Turing equivalence is not a theorem, it's a characteristic that a given
language may or may not have. There might be a theorem that says that a
given language is Turing equivalent, but I know of no actual theorem
that says that all languages are Turing equivalent (and in fact there
could be no such theorem, since not all languages *are* Turing
equivalent).

I think what you're talking about might be a definition, not a theorem.
You're making the same mistake as Ben.

Of course Turing equivalence is a "theorem". Just as the theorem that
any two squares are identical part from translation, rotation, and scaling.
Ok, but what if we're not talking about the Euclidean plane? What about
Trafalgar square - that's a square, isn't it?

It becomes tautological. If a computer isn't Turing complete, or if it is
capable of determining a non-computable function (e.g. if it can use
natural language), then it's not a "computer". It doesn't mean that
Turing was saying nothing.
 
K

Kenny McCormack

You're making the same mistake as Ben.

I don't think you are allowed to say that Kiki is wrong.

Not in this newsgroup.

--
BigBusiness types (aka,
Republicans/Conservatives/Independents/Liberatarians/whatevers)
don't hate big government. They *love* big government as a means for
them to get rich, sucking off the public teat. What they don't like is
*democracy* - little people actually having the right to vote and stuff
like that.
 
K

Keith Thompson

Malcolm McLean said:
You're making the same mistake as Ben.

Of course Turing equivalence is a "theorem". Just as the theorem that
any two squares are identical part from translation, rotation, and scaling.
Ok, but what if we're not talking about the Euclidean plane? What about
Trafalgar square - that's a square, isn't it?
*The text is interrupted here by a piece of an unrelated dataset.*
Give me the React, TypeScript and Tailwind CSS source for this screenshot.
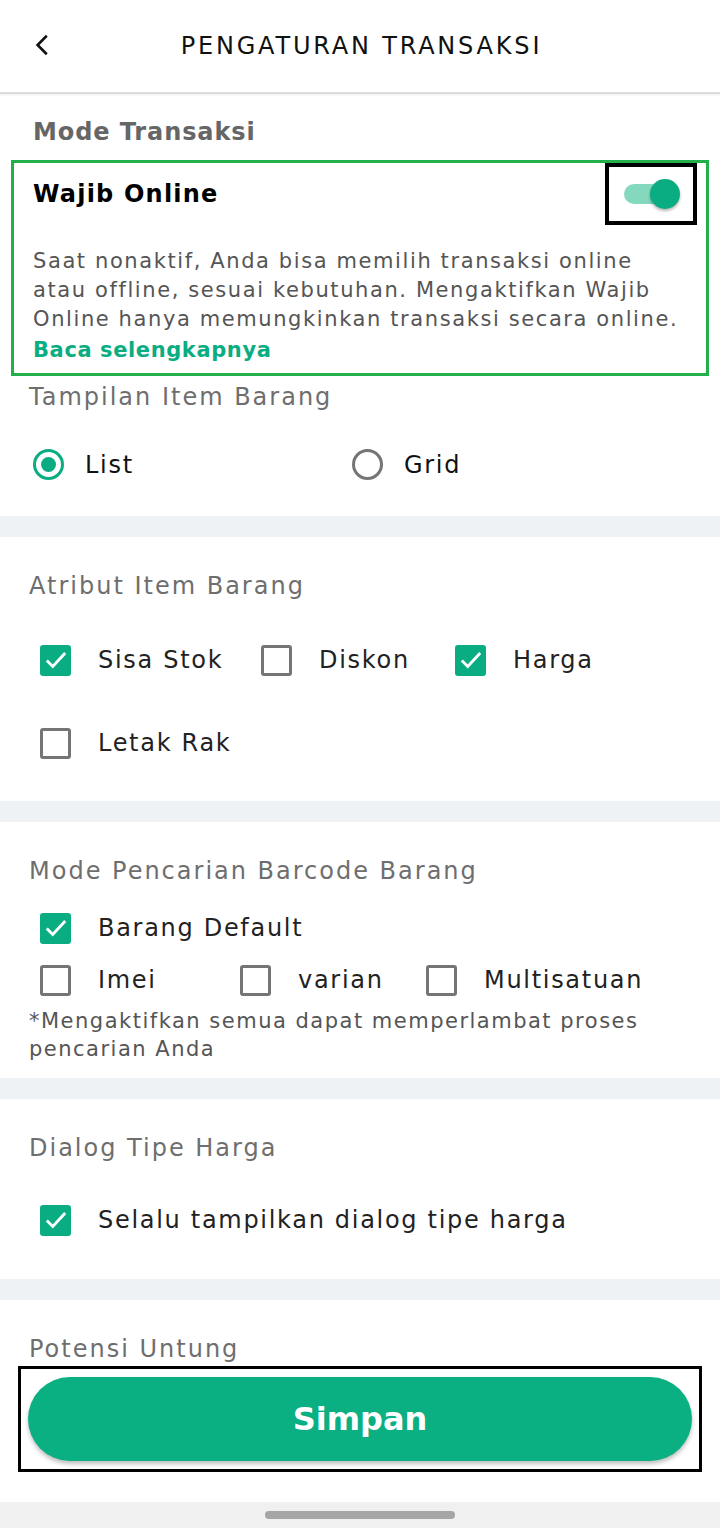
import React, { useState } from 'react';

const font = { fontFamily: '"DejaVu Sans", "Noto Sans", sans-serif' };

function CheckBox({ checked }: { checked: boolean }) {
  if (checked) {
    return (
      <span className="flex h-[31px] w-[31px] shrink-0 items-center justify-center rounded-[3px] bg-[#0aad82]">
        <svg width="26" height="26" viewBox="0 0 24 24" fill="none">
          <path d="M3.5 12.5l5.5 5.5L20.5 5.5" stroke="white" strokeWidth="2.6" />
        </svg>
      </span>
    );
  }
  return <span className="h-[31px] w-[31px] shrink-0 rounded-[3px] border-[3px] border-[#757575]" />;
}

function Check({ label, checked, className = '' }: { label: string; checked: boolean; className?: string }) {
  return (
    <div className={'flex items-center gap-[27px] ' + className}>
      <CheckBox checked={checked} />
      <span className="text-[24px] leading-[32px] tracking-[1.7px] text-[#222]">{label}</span>
    </div>
  );
}

function Radio({ label, checked }: { label: string; checked: boolean }) {
  return (
    <div className="flex items-center gap-[21px]">
      <span
        className={
          'flex h-[31px] w-[31px] items-center justify-center rounded-full border-[3px] ' +
          (checked ? 'border-[#0aad82]' : 'border-[#757575]')
        }
      >
        {checked && <span className="h-[15px] w-[15px] rounded-full bg-[#0aad82]" />}
      </span>
      <span className="text-[24px] leading-[32px] tracking-[1.7px] text-[#111]">{label}</span>
    </div>
  );
}

function SectionTitle({ children }: { children: React.ReactNode }) {
  return <div className="text-[24px] leading-[32px] tracking-[2px] text-[#6e6e6e]">{children}</div>;
}

function Band() {
  return <div className="h-[21px] bg-[#eff2f5]" />;
}

export default function App() {
  const [online, setOnline] = useState(true);

  return (
    <div className="flex h-[1528px] w-[720px] flex-col bg-white" style={font}>
      {/* Header */}
      <div className="relative flex h-[94px] shrink-0 items-center justify-center border-b-2 border-[#dcdcdc] shadow-[0_1px_2px_rgba(0,0,0,0.08)]">
        <button className="absolute left-[26px] top-[28px] p-1">
          <svg width="26" height="26" viewBox="0 0 24 24" fill="none">
            <path d="M15.5 3.5L7 12l8.5 8.5" stroke="#111" strokeWidth="2.4" />
          </svg>
        </button>
        <h1 className="pl-[3px] text-[24px] tracking-[2.8px] text-[#111]">PENGATURAN TRANSAKSI</h1>
      </div>

      {/* Mode transaksi */}
      <div className="px-[33px] pt-[21px] text-[24px] font-bold leading-[34px] tracking-[0.9px] text-[#666]">
        Mode Transaksi
      </div>
      <div className="mx-[11px] mt-[11px] border-[3px] border-[#22b04b] pb-[7px] pl-[19px] pr-[9px]">
        <div className="flex items-start justify-between">
          <div className="pt-[14px] text-[24px] font-bold leading-[34px] tracking-[1.2px] text-black">Wajib Online</div>
          <button
            onClick={() => setOnline(!online)}
            className="flex h-[62px] w-[92px] items-center justify-center border-4 border-black"
          >
            <span className="relative block h-[20px] w-[54px] rounded-full bg-[#84d8be]">
              <span
                className={
                  'absolute top-[-5px] h-[30px] w-[30px] rounded-full bg-[#0aad82] shadow-[0_2px_3px_rgba(0,0,0,0.3)] ' +
                  (online ? 'right-[-2px]' : 'left-[-2px]')
                }
              />
            </span>
          </button>
        </div>
        <p className="mt-[22px] text-[21px] leading-[29px] tracking-[1.6px] text-[#555]">
          Saat nonaktif, Anda bisa memilih transaksi online
          <br />
          atau offline, sesuai kebutuhan. Mengaktifkan Wajib
          <br />
          Online hanya memungkinkan transaksi secara online.
        </p>
        <div className="pt-[1px] text-[21px] font-bold leading-[31px] tracking-[0.6px] text-[#0aad82]">
          Baca selengkapnya
        </div>
      </div>

      {/* Tampilan */}
      <div className="px-[29px] pt-[5px]">
        <SectionTitle>Tampilan Item Barang</SectionTitle>
        <div className="flex h-[103px] items-center pl-[4px]">
          <div className="w-[319px]">
            <Radio label="List" checked />
          </div>
          <Radio label="Grid" checked={false} />
        </div>
      </div>
      <Band />

      {/* Atribut */}
      <div className="px-[29px] pt-[33px]">
        <SectionTitle>Atribut Item Barang</SectionTitle>
        <div className="flex items-center pl-[11px] pt-[42px]">
          <Check label="Sisa Stok" checked className="w-[221px]" />
          <Check label="Diskon" checked={false} className="w-[194px]" />
          <Check label="Harga" checked />
        </div>
        <div className="pb-[42px] pl-[11px] pt-[51px]">
          <Check label="Letak Rak" checked={false} />
        </div>
      </div>
      <Band />

      {/* Barcode */}
      <div className="px-[29px] pt-[33px]">
        <SectionTitle>Mode Pencarian Barcode Barang</SectionTitle>
        <div className="pl-[11px] pt-[25px]">
          <Check label="Barang Default" checked />
        </div>
        <div className="flex items-center pl-[11px] pt-[20px]">
          <Check label="Imei" checked={false} className="w-[200px]" />
          <Check label="varian" checked={false} className="w-[186px]" />
          <Check label="Multisatuan" checked={false} />
        </div>
        <p className="pb-[15px] pt-[11px] text-[21px] leading-[28px] tracking-[1.5px] text-[#555]">
          *Mengaktifkan semua dapat memperlambat proses
          <br />
          pencarian Anda
        </p>
      </div>
      <Band />

      {/* Dialog tipe harga */}
      <div className="px-[29px] pt-[33px]">
        <SectionTitle>Dialog Tipe Harga</SectionTitle>
        <div className="pb-[43px] pl-[11px] pt-[40px]">
          <Check label="Selalu tampilkan dialog tipe harga" checked />
        </div>
      </div>
      <Band />

      {/* Potensi untung + button */}
      <div className="flex-1 px-[29px] pt-[33px]">
        <SectionTitle>Potensi Untung</SectionTitle>
      </div>
      <div className="mx-[18px] mb-[30px] mt-[-120px] border-[3px] border-black px-[7px] py-[8px]">
        <button className="flex h-[84px] w-full items-center justify-center rounded-full bg-[#0aaf82] text-[32px] font-bold text-white shadow-[0_3px_4px_rgba(0,0,0,0.25)]">
          Simpan
        </button>
      </div>

      {/* Nav bar */}
      <div className="flex h-[26px] shrink-0 items-center justify-center bg-[#f0f0f0]">
        <span className="h-[8px] w-[190px] rounded-full bg-[#a6a6a6]" />
      </div>
    </div>
  );
}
Can you give a brief statement of this "theorem"?

A given language or system either is or is not Turing equivalent.
A theorem might say that some system or set of systems *are*
Turing equivalent.

Using your analogy, "identical to a square apart from translation,
rotation, and scaling" is not a theorem. "Some particular entity is
identical ..." or "some set of entities are identical ..." might be a
theorem.

You're just misusing the word "theorem", that's all.